Are negative interest rates really good for treasurers, and for the world economy in general? There are admittedly some benefits, but there are many more drawbacks. Perhaps a return to zero rates would bring the greatest overall benefit.
A few years ago, the unthinkable happened: negative interest rates were introduced. Investors could no longer rely on financial dogmas alone. Financial manuals had to be revisited because financial principles had fundamentally changed. Policies such as Quantitative Easing (QE) were practised by central banks. But what does all this mean in the real world?
There are both positive and negative consequences of these below-zero interest rates for the euro. On the plus side, governments can or should deleverage, or to be more precise, they should ease debt service (deficits have risen since the crisis, but the cost of debt has fallen thanks to negative rates). Corporates were able to take the opportunity to gradually deleverage and restructure their debt. For example, the telecoms and mass media company Altice has been able to reduce its cost of debt by $700m per year.

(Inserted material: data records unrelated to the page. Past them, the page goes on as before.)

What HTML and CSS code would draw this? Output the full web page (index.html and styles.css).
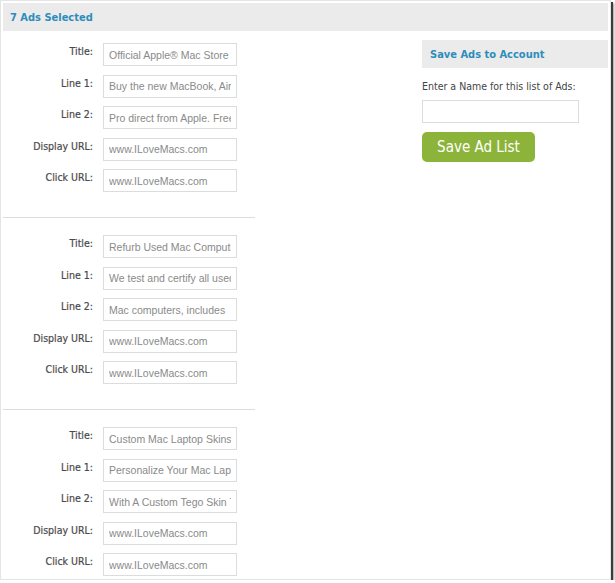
FILE: index.html
```html
<!DOCTYPE html>
<html lang="en">
<head>
    <meta charset="UTF-8">
    <title>Ads Selected</title>
    <link rel="stylesheet" href="styles.css">
</head>
<body>
    <div class="frame">
        <header class="bar">
            <h1>7 Ads Selected</h1>
        </header>

        <div class="columns">
            <section class="ads">
                <div class="ad">
                    <label>Title:</label><input type="text" value="Official Apple® Mac Store">
                    <label>Line 1:</label><input type="text" value="Buy the new MacBook, Air">
                    <label>Line 2:</label><input type="text" value="Pro direct from Apple. Free">
                    <label>Display URL:</label><input type="text" value="www.ILoveMacs.com">
                    <label>Click URL:</label><input type="text" value="www.ILoveMacs.com">
                </div>
                <div class="ad">
                    <label>Title:</label><input type="text" value="Refurb Used Mac Computers">
                    <label>Line 1:</label><input type="text" value="We test and certify all used">
                    <label>Line 2:</label><input type="text" value="Mac computers, includes">
                    <label>Display URL:</label><input type="text" value="www.ILoveMacs.com">
                    <label>Click URL:</label><input type="text" value="www.ILoveMacs.com">
                </div>
                <div class="ad">
                    <label>Title:</label><input type="text" value="Custom Mac Laptop Skins">
                    <label>Line 1:</label><input type="text" value="Personalize Your Mac Laptop">
                    <label>Line 2:</label><input type="text" value="With A Custom Tego Skin Today">
                    <label>Display URL:</label><input type="text" value="www.ILoveMacs.com">
                    <label>Click URL:</label><input type="text" value="www.ILoveMacs.com">
                </div>
            </section>

            <aside class="save">
                <h2 class="save-title">Save Ads to Account</h2>
                <label class="save-label" for="list-name">Enter a Name for this list of Ads:</label>
                <input type="text" id="list-name" class="save-input">
                <button class="save-button">Save Ad List</button>
            </aside>
        </div>
    </div>
</body>
</html>
```

FILE: styles.css
```css
/* Page frame */
body {
    margin: 0;
    padding: 0;
    background-color: #fff;
    font-family: "DejaVu Sans Condensed", "DejaVu Sans", sans-serif;
}

.frame {
    width: 605px;
    height: 574px;
    padding: 2px;
    border: 1px solid #e4e4e4;
    background-color: #fff;
    box-shadow: 2px 2px 0 #3c3c3c, 3px 3px 2px #999;
    overflow: hidden;
}

.bar {
    background-color: #ebebeb;
    height: 28px;
    display: flex;
    align-items: center;
    padding-left: 7px;
}

.bar h1 {
    margin: 0;
    font-size: 11px;
    font-weight: bold;
    color: #2d8dbb;
}

.columns {
    display: flex;
}

/* Ads list */
.ads {
    width: 252px;
}

.ad {
    display: grid;
    grid-template-columns: 90px 134px;
    column-gap: 10px;
    row-gap: 8.5px;
    padding: 17px 0 25px;
    border-bottom: 1px solid #ddd;
}

.ad:first-child {
    padding-top: 12px;
}

.ad:last-child {
    border-bottom: none;
}

.ad label {
    text-align: right;
    font-size: 10.5px;
    color: #4a4a4a;
    padding-top: 2px;
    -webkit-text-stroke: 0.2px #4a4a4a;
}

.ad input {
    height: 23px;
    width: 134px;
    box-sizing: border-box;
    border: 1px solid #dcdcdc;
    padding: 0 5px;
    font-family: "Liberation Sans", Arial, sans-serif;
    font-size: 10.5px;
    color: #8a8a8a;
    background-color: #fff;
}

/* Save panel */
.save {
    margin-left: 167px;
    margin-top: 9px;
    flex: 1;
}

.save-title {
    margin: 0;
    background-color: #ebebeb;
    height: 28px;
    display: flex;
    align-items: center;
    padding-left: 8px;
    font-size: 11px;
    font-weight: bold;
    color: #2d8dbb;
}

.save-label {
    display: block;
    margin-top: 12px;
    font-size: 10.5px;
    color: #444;
}

.save-input {
    display: block;
    width: 157px;
    height: 23px;
    box-sizing: border-box;
    margin-top: 8px;
    border: 1px solid #dcdcdc;
}

.save-button {
    display: block;
    margin-top: 9px;
    width: 113px;
    height: 30px;
    border: none;
    border-radius: 5px;
    background-color: #8db43a;
    color: #fff;
    font-family: "DejaVu Sans Condensed", "DejaVu Sans", sans-serif;
    font-size: 15px;
}
```
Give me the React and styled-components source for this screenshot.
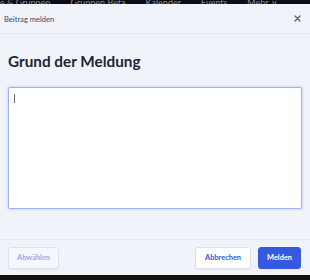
import React from "react";
import styled, { createGlobalStyle } from "styled-components";

const Global = createGlobalStyle`
  html, body { margin: 0; padding: 0; background: #121212; }
  body { font-family: Lato, "Noto Sans", sans-serif; width: 310px; height: 280px; overflow: hidden; }
`;

const Page = styled.div`
  display: flex;
  flex-direction: column;
  width: 310px;
  height: 280px;
`;

const TopStrip = styled.div`
  height: 4px;
  overflow: hidden;
  background: #0d0d12;
  display: flex;
  gap: 20px;
  align-items: flex-end;
`;

const NavText = styled.span`
  font-size: 9px;
  line-height: 9px;
  color: #8a8f9a;
  white-space: nowrap;
  margin-bottom: -3px;
`;

const Modal = styled.div`
  height: 271px;
  background: #f0f3f9;
  display: flex;
  flex-direction: column;
`;

const Header = styled.div`
  height: 29px;
  display: flex;
  align-items: center;
  justify-content: space-between;
  padding: 0 8px 0 4px;
  border-bottom: 1px solid #e2e6ee;
`;

const HeaderTitle = styled.span`
  font-size: 7.6px;
  color: #444a58;
`;

const Close = styled.button`
  border: none;
  background: none;
  padding: 0;
  width: 10px;
  height: 10px;
  display: flex;
  align-items: center;
  justify-content: center;
  color: #5b6272;
  cursor: pointer;
`;

const Body = styled.div`
  flex: 1;
  display: flex;
  flex-direction: column;
  padding: 0 8px;
  border-bottom: 1px solid #e3e7ef;
`;

const Title = styled.h2`
  margin: 18px 0 0;
  font-size: 15.3px;
  line-height: 19px;
  font-weight: 700;
  color: #1e2433;
`;

const TextArea = styled.div`
  margin-top: 16px;
  height: 122px;
  background: #fff;
  border: 1px solid #9fb1f5;
  border-radius: 2px;
  box-shadow: 0 0 0 1.5px #dce3fb;
  padding: 6px 5px;
  box-sizing: border-box;
`;

const Caret = styled.div`
  width: 1px;
  height: 9px;
  background: #666;
`;

const Footer = styled.div`
  height: 35px;
  display: flex;
  align-items: center;
  padding: 0 9px 0 8px;
  gap: 7px;
`;

const Button = styled.button`
  height: 22px;
  padding: 0 ${(p) => p.$px}px;
  border-radius: 3px;
  font-family: Lato, "Noto Sans", sans-serif;
  font-size: 7.4px;
  font-weight: 700;
  cursor: pointer;
  border: 1px solid ${(p) => (p.$primary ? "#3659e0" : "#dde1e9")};
  background: ${(p) => (p.$primary ? "#3659e0" : p.$disabled ? "#f5f7fb" : "#fff")};
  color: ${(p) => (p.$primary ? "#fff" : p.$disabled ? "#9aabee" : "#3554d6")};
  box-shadow: 0 1px 1px rgba(0, 0, 0, 0.06);
`;

const Spacer = styled.div`
  flex: 1;
`;

export default function App() {
  return (
    <>
      <Global />
      <Page>
        <TopStrip>
          <NavText>e &amp; Gruppen</NavText>
          <NavText>Gruppen Beta</NavText>
          <NavText>Kalender</NavText>
          <NavText>Events</NavText>
          <NavText>Mehr ∨</NavText>
        </TopStrip>
        <Modal>
          <Header>
            <HeaderTitle>Beitrag melden</HeaderTitle>
            <Close aria-label="Schließen">
              <svg width="7" height="7" viewBox="0 0 7 7">
                <path d="M1 1L6 6M6 1L1 6" stroke="currentColor" strokeWidth="1.3" strokeLinecap="round" />
              </svg>
            </Close>
          </Header>
          <Body>
            <Title>Grund der Meldung</Title>
            <TextArea>
              <Caret />
            </TextArea>
          </Body>
          <Footer>
            <Button $disabled $px={8}>Abwählen</Button>
            <Spacer />
            <Button $px={9}>Abbrechen</Button>
            <Button $primary $px={8}>Melden</Button>
          </Footer>
        </Modal>
      </Page>
    </>
  );
}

According to the International Monetary Fund (IMF), costs of financing have reached their lowest level since 1975. Distributed dividends have increased (prior to the Covid-19 crisis), sometimes quite dramatically, or share buy-back programmes have been (re)launched, because companies did not want to accumulate cash and destroy value. No shareholder will complain. The attraction of cryptocurrencies, which do not generate interest (but do not cost either) has increased, despite their volatility. Low rates also generate interest in alternative products (funds) and so-called dynamic investment products – and corporates are revisiting their policies to allow investment in other asset management instruments. Lastly, these negative rates have allowed many people to acquire a house at a more attractive price.